Una escuela pensante, en cualquier nivel, de cualquiera naturaleza, debe tener en consecuencia maestros pensantes. Docentes que propicien los espacios conceptuales adecuados para que el pensamiento de niños y jóvenes aflore y crezca sin barreras. Donde todo aquello que se consulte, se investigue, se lea o se diga sea sometido al juicio prolongado de la crítica, la reflexión, la sustentación teórica, los ejemplos contextualizados y la confrontación argumentada de un colectivo humano que respete y tolere la posición del otro, sin acudir al improperio o la amenaza para dirimir conflictos o tomar decisiones individuales o grupales.
Las anteriores consideraciones son inocuas y anodinas sino se tienen políticas educativas públicas que gobiernen las actuaciones de un estado pensante. Un estado que promueva, insiste, Cajiao, “las múltiples maneras para que todos los pensamientos de niños y niñas encuentren espacios para crecer y fluir sin obstáculos, sin límites, sin clasificaciones y, sobre todo, sin tantas calificaciones”. La rotulación obcecada y tozuda que se hace sobre los estudiantes, implicados en evaluaciones que corresponden al pensamiento sesgado del modelo que desarrolla la institución educativa, explicitada en valoraciones que hacen prevalente la subjetividad de quien aplica la prueba, ratifica poca sensatez y escaso uso del pensamiento en las decisiones fundantes que toma la escuela dentro de la sociedad.

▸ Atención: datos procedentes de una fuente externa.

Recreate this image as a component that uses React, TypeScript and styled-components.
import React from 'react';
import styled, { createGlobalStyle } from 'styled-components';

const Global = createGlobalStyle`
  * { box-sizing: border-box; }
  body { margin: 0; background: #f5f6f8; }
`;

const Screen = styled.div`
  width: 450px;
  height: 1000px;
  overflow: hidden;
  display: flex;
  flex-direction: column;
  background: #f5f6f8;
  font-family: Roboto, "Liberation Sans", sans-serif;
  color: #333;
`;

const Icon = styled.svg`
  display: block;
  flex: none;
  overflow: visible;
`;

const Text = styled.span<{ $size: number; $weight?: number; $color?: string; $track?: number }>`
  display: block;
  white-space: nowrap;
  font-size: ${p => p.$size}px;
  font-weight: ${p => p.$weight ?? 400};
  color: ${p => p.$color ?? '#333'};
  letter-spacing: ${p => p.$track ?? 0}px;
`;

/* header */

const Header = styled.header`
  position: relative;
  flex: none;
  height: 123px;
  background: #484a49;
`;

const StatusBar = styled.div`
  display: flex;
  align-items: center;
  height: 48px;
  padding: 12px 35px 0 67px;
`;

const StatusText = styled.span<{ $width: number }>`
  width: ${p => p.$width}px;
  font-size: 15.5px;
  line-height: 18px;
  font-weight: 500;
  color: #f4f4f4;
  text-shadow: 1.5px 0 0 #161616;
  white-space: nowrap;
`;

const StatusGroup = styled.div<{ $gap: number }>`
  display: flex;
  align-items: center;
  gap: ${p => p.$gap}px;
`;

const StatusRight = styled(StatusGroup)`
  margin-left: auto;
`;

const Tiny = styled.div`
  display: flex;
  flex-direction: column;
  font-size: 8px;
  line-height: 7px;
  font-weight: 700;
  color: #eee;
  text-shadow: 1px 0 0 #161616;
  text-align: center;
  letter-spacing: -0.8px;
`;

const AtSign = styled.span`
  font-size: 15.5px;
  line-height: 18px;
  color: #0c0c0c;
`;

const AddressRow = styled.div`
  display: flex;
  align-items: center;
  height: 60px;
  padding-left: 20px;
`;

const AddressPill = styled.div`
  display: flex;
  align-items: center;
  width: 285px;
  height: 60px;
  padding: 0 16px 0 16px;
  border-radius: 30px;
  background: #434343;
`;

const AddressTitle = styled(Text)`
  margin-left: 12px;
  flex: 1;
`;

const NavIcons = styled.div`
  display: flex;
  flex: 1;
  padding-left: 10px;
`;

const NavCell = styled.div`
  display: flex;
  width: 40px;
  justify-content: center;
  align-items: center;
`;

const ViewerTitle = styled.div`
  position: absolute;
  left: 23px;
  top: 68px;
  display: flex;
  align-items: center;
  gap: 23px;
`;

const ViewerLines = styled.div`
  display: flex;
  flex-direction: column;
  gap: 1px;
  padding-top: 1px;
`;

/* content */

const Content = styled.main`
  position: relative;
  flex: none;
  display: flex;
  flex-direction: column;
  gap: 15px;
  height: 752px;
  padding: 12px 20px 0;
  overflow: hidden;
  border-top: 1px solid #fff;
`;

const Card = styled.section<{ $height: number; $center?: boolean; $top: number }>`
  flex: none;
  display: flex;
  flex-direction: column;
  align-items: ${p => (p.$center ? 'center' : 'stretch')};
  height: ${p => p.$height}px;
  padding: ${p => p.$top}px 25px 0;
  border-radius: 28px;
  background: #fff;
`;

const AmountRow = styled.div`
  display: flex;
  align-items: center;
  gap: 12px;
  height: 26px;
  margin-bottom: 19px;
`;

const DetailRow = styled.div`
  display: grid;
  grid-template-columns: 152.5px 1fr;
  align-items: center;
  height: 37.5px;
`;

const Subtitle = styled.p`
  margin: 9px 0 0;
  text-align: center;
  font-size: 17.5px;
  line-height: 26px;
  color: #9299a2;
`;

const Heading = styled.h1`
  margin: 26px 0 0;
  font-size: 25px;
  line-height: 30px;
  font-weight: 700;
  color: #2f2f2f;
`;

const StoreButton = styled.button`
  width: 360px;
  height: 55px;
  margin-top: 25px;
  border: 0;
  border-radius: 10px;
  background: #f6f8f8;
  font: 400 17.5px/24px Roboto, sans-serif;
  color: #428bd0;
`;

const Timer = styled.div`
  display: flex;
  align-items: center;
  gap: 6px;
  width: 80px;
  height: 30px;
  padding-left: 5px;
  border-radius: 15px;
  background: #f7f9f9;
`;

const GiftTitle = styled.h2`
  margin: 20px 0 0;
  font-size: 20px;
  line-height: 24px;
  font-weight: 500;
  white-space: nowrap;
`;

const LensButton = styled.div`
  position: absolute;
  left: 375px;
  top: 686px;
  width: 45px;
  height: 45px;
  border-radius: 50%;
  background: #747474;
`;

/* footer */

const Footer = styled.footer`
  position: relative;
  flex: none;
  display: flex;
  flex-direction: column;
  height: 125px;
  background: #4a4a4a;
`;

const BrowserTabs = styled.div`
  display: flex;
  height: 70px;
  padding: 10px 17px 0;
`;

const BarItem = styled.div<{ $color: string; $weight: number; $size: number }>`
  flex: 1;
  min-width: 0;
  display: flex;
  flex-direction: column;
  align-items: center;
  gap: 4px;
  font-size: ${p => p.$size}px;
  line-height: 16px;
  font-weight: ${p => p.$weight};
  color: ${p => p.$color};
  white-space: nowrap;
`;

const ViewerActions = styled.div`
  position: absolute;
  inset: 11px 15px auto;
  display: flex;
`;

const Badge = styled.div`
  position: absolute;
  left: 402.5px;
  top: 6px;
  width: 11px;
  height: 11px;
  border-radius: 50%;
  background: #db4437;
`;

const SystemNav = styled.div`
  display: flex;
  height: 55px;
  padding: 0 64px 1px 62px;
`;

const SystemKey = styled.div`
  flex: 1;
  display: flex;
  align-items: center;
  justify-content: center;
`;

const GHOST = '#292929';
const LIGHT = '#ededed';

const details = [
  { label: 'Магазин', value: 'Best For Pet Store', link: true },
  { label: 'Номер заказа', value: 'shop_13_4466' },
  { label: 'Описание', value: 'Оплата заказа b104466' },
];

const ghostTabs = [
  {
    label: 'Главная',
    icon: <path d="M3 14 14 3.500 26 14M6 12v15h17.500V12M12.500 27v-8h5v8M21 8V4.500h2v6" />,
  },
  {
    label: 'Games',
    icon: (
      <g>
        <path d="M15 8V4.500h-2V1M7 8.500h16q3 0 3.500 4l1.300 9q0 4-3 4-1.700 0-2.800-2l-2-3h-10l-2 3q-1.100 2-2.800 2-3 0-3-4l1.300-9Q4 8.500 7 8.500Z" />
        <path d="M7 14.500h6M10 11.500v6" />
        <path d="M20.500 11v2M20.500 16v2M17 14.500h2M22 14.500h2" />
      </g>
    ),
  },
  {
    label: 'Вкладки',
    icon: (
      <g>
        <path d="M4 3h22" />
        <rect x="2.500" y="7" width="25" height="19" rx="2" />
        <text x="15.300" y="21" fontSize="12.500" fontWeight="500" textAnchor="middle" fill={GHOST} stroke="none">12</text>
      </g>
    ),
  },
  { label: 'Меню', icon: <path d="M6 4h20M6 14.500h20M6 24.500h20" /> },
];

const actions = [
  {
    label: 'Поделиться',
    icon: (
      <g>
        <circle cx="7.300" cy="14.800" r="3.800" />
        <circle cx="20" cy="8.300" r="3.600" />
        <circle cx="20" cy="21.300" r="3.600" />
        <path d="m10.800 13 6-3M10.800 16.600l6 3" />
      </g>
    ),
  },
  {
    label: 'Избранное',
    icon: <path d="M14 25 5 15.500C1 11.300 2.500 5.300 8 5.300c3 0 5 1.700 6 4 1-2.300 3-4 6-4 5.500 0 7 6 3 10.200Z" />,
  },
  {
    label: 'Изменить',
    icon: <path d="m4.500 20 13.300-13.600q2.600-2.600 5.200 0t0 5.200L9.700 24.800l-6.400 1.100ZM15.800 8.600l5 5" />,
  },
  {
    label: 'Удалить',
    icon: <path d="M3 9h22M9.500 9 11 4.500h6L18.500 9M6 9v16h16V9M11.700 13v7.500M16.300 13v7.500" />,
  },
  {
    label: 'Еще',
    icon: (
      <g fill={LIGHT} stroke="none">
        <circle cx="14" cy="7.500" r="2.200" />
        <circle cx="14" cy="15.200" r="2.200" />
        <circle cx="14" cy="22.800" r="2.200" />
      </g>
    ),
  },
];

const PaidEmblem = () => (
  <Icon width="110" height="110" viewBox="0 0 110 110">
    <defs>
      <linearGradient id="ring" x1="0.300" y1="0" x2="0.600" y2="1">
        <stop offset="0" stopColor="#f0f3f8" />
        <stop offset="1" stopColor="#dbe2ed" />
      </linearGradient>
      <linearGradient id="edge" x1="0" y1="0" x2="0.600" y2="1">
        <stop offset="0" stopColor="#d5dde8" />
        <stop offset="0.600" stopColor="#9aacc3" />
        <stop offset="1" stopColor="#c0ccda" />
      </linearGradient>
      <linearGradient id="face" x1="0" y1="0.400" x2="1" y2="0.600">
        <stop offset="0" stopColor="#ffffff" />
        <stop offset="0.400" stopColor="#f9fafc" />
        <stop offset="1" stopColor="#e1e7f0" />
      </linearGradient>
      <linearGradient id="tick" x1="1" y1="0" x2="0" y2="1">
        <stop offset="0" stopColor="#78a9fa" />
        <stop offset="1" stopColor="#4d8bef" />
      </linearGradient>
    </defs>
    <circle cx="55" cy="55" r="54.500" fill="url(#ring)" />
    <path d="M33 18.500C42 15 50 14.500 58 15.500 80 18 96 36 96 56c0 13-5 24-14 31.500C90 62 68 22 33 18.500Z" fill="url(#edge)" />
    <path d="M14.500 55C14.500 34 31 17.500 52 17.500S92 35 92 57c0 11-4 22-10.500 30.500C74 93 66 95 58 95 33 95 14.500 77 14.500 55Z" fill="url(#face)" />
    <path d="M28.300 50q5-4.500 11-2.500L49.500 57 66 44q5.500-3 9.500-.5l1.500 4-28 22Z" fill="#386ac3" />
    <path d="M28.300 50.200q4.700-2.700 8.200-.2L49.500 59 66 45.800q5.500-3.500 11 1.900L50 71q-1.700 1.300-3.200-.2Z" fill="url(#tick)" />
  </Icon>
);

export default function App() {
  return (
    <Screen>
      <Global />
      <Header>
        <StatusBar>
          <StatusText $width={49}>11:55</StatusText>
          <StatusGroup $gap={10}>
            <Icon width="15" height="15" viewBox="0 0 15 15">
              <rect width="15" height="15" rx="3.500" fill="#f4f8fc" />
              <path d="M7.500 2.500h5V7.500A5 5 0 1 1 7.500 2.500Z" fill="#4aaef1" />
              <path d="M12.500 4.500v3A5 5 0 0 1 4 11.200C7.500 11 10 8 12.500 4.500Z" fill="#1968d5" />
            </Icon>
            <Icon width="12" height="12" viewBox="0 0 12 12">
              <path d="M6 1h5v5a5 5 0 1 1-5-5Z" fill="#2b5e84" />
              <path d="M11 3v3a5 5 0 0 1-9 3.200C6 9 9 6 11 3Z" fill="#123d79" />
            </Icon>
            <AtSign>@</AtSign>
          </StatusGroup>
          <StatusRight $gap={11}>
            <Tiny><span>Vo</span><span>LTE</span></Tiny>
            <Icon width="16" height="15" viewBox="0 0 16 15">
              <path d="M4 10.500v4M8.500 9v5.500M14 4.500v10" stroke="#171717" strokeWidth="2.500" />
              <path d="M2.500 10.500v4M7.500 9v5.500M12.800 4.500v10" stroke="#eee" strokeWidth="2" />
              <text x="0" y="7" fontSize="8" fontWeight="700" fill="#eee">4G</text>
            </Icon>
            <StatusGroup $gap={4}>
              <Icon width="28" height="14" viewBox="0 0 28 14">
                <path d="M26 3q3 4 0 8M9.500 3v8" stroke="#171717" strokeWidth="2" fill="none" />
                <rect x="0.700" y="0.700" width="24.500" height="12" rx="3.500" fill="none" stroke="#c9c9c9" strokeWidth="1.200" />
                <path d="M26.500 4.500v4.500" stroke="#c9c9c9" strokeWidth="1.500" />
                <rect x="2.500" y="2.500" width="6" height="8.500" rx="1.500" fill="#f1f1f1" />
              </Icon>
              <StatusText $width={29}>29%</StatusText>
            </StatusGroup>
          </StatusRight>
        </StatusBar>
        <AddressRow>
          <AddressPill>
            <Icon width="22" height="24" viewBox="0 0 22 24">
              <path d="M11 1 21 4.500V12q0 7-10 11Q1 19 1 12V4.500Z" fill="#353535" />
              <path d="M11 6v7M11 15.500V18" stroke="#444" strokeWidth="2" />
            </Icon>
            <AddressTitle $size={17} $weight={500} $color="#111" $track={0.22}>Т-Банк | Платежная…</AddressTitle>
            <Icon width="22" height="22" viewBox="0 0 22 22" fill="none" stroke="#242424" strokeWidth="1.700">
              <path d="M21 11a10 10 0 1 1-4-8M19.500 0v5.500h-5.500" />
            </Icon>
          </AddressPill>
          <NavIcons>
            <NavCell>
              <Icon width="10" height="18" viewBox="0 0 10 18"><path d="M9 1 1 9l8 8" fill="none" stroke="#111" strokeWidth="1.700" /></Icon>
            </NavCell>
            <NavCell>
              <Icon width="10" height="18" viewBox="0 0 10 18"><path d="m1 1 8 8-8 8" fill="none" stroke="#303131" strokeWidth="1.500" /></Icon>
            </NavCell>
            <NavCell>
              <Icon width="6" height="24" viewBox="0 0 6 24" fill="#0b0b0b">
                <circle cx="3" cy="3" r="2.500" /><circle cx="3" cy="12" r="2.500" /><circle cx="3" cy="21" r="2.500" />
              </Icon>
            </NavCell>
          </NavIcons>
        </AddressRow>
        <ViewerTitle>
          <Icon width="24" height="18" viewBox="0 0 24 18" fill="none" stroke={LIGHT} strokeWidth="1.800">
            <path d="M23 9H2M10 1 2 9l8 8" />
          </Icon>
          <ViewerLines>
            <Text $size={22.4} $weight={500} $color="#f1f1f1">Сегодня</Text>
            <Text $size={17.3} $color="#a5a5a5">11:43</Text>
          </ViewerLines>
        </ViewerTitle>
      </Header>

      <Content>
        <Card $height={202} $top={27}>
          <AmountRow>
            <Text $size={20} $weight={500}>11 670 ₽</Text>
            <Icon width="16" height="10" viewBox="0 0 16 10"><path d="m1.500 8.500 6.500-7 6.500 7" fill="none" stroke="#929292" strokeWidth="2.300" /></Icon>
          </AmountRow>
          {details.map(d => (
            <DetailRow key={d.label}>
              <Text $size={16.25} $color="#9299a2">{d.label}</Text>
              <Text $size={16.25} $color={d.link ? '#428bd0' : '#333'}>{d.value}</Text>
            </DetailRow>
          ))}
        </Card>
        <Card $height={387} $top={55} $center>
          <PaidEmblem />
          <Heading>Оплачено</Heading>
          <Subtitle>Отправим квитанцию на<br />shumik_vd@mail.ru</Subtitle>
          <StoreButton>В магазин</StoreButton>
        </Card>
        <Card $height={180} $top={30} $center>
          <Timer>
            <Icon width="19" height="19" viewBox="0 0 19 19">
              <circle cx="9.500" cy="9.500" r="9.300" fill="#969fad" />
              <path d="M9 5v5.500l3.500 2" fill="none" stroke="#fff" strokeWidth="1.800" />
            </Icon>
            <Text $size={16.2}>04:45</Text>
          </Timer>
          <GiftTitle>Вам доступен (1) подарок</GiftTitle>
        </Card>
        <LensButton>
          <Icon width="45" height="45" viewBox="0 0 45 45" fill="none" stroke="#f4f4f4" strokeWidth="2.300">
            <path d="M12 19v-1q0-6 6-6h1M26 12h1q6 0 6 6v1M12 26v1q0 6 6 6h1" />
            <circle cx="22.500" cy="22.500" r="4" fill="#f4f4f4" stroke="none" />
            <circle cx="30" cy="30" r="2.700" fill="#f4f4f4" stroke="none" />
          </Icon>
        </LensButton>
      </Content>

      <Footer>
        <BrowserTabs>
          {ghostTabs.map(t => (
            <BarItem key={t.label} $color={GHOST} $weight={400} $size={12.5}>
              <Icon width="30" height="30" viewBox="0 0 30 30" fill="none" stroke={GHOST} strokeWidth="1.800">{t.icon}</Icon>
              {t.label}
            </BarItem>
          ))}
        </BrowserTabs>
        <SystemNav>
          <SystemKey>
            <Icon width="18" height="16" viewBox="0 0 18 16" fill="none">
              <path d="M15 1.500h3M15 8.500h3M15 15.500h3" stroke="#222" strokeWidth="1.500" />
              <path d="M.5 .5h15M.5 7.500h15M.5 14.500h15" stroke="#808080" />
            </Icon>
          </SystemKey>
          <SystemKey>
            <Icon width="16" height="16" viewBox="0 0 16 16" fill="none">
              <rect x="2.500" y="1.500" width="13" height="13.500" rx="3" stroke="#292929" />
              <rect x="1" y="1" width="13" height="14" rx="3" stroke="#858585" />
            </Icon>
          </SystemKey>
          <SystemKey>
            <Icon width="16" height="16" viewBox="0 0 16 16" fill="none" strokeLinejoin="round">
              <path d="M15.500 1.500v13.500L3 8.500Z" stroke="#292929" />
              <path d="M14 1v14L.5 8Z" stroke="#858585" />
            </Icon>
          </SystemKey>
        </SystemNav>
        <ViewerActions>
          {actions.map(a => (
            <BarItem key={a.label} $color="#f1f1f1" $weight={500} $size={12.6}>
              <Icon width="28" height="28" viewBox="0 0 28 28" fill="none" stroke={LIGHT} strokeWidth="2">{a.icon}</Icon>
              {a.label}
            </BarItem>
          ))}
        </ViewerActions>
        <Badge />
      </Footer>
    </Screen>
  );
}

Mientras las grandes multinacionales de los medios de comunicación se establecieron en las instituciones educativas, el pensamiento hace antesala para regresar a la intimidad de su morada. Los maestros, mientras tanto, se divierten con un reality embrutecedor, la telenovela del momento, la última modalidad de corrupción inventada por el gobierno o el partido de fútbol del siglo. ¿Quién extenderá cordial invitación al amigo que retorna?